1. Hukuk Dairesi 2014/20179 E. , 2017/3197 K.
"İçtihat Metni"MAHKEMESİ :ASLİYE HUKUK MAHKEMESİ
Taraflar arasında görülen elatmanın önlenmesi davası sonunda, yerel mahkemece davanın kısmen kabulüne ilişkin olarak verilen karar davacı vekili tarafından yasal süre içerisinde duruşma istekli temyiz edilmiş olmakla, duruşma günü olarak saptanan 06.06.2017 Salı günü için yapılan tebligat üzerine temyiz eden vekili Avukat ... geldi, davetiye tebliğine rağmen temyiz edilen davalılar ... .... v.d. vekili Avukat, davalı ... ... gelmediler, yokluklarında duruşmaya başlandı, süresinde verildiği ve kayıt olunduğu anlaşılan temyiz dilekçesinin kabulüne karar verildikten sonra gelen vekilin sözlü açıklamaları dinlendi, duruşmanın bittiği bildirildi, iş karara bırakıldı. Bilahare Tetkik Hakimi ... tarafından düzenlenen rapor okundu, düşüncesi alındı. Dosya incelenerek gereği görüşülüp düşünüldü:
-KARAR-
Dava, çaplı taşınmaza el atmanın önlenmesi isteğine ilişkindir.

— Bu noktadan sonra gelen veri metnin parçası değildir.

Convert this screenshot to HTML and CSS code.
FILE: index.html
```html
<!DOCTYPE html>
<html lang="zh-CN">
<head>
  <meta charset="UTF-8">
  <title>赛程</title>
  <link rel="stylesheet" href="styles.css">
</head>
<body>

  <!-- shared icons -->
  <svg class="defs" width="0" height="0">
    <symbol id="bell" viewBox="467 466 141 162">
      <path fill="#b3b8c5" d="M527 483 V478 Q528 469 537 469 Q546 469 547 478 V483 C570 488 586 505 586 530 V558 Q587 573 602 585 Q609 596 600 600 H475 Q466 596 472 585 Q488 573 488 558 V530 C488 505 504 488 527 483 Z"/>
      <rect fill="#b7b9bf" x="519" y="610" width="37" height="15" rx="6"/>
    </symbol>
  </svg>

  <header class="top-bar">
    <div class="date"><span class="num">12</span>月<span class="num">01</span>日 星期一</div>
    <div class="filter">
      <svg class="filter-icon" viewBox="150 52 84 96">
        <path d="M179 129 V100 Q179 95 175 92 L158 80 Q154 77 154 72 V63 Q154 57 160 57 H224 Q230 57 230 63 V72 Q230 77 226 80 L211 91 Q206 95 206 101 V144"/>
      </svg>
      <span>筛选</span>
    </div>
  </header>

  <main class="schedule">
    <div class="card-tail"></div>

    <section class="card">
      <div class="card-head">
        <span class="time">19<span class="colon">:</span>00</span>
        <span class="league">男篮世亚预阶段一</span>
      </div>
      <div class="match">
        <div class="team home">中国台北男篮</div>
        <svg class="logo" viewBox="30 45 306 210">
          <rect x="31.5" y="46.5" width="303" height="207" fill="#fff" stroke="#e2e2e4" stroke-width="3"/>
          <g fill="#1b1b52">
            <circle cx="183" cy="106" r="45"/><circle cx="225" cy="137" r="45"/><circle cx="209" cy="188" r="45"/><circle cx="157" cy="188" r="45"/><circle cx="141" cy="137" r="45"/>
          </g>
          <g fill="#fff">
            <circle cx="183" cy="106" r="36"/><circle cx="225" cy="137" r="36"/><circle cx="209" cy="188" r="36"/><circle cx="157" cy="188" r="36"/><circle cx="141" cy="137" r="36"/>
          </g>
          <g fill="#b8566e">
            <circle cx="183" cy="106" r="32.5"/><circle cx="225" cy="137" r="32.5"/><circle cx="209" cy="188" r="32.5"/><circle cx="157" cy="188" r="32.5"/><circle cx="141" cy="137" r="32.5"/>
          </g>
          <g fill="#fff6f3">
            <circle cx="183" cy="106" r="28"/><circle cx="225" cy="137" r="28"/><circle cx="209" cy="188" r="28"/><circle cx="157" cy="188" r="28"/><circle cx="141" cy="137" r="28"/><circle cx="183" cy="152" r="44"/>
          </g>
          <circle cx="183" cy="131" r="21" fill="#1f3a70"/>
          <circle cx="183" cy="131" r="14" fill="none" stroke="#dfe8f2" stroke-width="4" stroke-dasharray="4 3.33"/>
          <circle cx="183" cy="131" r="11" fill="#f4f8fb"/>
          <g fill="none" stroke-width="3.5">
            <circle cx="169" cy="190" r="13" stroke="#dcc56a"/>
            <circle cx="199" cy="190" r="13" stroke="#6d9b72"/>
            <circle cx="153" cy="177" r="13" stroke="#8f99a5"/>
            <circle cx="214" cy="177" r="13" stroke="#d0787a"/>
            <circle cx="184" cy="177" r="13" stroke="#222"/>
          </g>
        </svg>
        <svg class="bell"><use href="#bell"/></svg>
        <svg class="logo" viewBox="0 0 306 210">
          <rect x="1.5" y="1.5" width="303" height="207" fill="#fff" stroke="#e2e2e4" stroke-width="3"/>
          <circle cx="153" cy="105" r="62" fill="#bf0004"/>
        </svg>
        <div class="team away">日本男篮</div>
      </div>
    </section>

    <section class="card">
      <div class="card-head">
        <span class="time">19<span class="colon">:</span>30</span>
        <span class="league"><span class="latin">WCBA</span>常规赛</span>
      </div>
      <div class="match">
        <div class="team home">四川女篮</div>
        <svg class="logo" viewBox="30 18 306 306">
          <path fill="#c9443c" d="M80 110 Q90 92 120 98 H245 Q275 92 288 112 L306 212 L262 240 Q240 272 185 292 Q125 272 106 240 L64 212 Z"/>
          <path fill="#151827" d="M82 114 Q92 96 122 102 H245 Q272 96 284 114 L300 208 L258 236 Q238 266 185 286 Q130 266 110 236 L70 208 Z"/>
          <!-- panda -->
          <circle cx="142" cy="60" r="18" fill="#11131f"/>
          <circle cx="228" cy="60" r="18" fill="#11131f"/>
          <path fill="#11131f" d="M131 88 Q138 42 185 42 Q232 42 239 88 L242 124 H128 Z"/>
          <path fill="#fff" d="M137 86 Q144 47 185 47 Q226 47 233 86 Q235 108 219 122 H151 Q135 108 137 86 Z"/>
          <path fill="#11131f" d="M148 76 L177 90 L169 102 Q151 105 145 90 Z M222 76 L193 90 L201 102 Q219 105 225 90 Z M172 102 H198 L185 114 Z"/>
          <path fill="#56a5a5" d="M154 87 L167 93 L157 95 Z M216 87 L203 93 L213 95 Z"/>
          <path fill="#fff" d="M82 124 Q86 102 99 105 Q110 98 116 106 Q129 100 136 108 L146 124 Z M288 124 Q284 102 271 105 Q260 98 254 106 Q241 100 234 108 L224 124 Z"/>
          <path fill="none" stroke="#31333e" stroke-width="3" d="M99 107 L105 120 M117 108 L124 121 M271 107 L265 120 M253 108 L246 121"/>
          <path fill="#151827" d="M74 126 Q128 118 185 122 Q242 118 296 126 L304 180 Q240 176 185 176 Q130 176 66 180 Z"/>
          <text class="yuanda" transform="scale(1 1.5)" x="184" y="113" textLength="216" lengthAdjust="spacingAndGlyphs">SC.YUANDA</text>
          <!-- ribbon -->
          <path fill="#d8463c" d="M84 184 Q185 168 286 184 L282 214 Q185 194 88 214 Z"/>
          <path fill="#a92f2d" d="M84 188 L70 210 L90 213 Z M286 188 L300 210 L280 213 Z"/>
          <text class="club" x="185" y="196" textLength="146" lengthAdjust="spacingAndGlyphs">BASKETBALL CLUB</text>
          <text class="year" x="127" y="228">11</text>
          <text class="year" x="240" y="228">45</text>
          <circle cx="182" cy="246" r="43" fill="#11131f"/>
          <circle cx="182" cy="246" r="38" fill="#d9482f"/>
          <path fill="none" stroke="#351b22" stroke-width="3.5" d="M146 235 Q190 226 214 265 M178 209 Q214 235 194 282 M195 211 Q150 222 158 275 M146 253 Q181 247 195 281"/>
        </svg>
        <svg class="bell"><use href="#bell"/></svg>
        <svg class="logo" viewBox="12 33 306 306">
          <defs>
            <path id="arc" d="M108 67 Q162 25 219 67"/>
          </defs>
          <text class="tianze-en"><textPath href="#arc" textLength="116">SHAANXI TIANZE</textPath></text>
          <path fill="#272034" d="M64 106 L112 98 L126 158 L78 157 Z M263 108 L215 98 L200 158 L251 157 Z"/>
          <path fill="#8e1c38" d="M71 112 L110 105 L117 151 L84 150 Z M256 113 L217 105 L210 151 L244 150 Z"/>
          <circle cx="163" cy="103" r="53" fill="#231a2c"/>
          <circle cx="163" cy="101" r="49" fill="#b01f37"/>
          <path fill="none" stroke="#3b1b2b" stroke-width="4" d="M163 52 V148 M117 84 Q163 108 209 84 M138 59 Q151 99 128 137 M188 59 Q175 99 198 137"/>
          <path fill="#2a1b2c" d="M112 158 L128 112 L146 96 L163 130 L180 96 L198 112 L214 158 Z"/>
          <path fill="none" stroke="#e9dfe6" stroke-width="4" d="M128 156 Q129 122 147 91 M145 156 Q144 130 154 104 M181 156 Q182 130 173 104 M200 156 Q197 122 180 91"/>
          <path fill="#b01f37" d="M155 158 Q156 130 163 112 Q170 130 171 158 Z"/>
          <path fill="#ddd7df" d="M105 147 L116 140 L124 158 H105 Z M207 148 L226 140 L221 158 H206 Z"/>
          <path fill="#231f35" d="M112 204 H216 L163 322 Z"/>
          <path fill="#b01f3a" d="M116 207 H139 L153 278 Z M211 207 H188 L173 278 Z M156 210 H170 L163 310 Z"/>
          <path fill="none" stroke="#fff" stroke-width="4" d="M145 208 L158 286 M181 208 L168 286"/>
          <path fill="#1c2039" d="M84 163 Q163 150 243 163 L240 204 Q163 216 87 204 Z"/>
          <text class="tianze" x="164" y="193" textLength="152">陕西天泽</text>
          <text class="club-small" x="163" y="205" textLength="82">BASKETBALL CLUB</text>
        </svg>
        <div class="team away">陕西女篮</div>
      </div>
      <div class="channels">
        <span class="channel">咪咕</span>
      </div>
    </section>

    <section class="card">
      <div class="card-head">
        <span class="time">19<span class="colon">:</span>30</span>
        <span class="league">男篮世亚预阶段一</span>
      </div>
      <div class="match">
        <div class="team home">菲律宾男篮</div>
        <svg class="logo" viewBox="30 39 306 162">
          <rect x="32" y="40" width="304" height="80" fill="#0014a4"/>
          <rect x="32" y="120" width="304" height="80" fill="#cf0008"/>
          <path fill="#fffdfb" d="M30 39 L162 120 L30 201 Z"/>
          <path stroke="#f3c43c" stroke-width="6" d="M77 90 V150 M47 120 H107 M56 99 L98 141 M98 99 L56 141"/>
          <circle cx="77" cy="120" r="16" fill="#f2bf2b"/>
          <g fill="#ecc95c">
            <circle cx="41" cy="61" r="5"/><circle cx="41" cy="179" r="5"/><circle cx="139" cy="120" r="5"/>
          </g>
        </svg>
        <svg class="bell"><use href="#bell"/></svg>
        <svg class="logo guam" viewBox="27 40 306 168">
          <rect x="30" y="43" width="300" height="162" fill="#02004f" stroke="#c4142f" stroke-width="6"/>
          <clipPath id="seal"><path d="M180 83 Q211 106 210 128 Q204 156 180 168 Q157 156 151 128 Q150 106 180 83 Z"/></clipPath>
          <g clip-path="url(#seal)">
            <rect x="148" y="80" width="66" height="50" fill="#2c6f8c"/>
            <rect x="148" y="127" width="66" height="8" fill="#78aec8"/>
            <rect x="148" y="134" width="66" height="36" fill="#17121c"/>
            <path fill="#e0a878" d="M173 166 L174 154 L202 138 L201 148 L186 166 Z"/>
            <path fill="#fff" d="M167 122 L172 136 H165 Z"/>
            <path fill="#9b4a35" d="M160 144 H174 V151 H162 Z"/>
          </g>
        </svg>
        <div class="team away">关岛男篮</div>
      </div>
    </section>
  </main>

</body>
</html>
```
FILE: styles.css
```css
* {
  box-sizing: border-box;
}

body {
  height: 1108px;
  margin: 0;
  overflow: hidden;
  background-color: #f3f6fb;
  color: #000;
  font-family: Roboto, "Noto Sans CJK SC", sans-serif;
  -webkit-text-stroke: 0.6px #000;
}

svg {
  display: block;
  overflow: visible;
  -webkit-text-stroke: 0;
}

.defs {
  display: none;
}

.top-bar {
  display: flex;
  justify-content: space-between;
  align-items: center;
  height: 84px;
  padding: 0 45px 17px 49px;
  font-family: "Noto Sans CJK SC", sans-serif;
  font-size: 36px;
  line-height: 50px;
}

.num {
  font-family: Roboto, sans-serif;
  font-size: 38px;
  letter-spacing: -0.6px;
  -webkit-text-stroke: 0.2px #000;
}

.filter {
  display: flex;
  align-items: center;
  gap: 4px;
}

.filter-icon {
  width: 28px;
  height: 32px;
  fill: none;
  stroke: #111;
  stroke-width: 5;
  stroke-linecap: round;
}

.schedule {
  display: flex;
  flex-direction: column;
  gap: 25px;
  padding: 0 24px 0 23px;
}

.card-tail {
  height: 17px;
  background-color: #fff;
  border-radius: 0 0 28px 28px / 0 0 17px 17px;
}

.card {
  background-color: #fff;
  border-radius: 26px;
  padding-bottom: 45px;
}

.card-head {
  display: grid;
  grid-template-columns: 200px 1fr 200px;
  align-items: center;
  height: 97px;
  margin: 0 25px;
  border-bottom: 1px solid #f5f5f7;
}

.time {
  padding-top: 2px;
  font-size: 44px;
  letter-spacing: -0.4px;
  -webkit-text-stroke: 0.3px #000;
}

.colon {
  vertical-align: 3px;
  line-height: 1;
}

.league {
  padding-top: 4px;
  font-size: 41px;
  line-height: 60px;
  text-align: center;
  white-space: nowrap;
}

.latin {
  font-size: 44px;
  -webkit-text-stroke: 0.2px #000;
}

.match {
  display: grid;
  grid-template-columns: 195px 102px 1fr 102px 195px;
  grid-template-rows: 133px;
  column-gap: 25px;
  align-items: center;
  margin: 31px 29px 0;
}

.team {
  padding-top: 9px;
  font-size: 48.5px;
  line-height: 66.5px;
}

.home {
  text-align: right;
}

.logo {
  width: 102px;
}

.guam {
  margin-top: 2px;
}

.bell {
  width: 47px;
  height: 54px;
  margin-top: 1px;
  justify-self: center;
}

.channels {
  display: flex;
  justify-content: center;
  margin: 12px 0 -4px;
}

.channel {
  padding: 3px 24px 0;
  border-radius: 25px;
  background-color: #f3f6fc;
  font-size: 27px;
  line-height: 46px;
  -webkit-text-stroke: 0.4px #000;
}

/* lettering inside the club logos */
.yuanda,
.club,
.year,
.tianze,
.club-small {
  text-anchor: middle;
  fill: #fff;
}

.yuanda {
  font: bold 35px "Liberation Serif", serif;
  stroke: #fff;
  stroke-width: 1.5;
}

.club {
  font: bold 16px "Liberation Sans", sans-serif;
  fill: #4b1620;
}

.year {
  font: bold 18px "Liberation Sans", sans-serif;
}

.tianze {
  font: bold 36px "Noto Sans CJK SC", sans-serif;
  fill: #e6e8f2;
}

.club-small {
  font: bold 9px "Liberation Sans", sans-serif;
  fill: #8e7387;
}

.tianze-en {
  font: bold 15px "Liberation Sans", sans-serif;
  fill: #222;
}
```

Davacı, kısıtlı ...’ın maliki olduğu 589 parsel sayılı taşınmazın bir kısmına komşu taşınmaz malikleri olan davalıların haklı ve geçerli bir neden olmaksızın müdahale ettiklerini ileri sürerek davalıların çekişmeli taşınmaza yönelik el atmalarının önlenmesini istemiştir.
Davalılar ..., ... ve ..., davacının taşınmazına müdahale etmediklerini, davacı ile aralarındaki husumet nedeniyle kötü niyetli olarak davanın açıldığını belirterek davanın reddini savunmuşlardır.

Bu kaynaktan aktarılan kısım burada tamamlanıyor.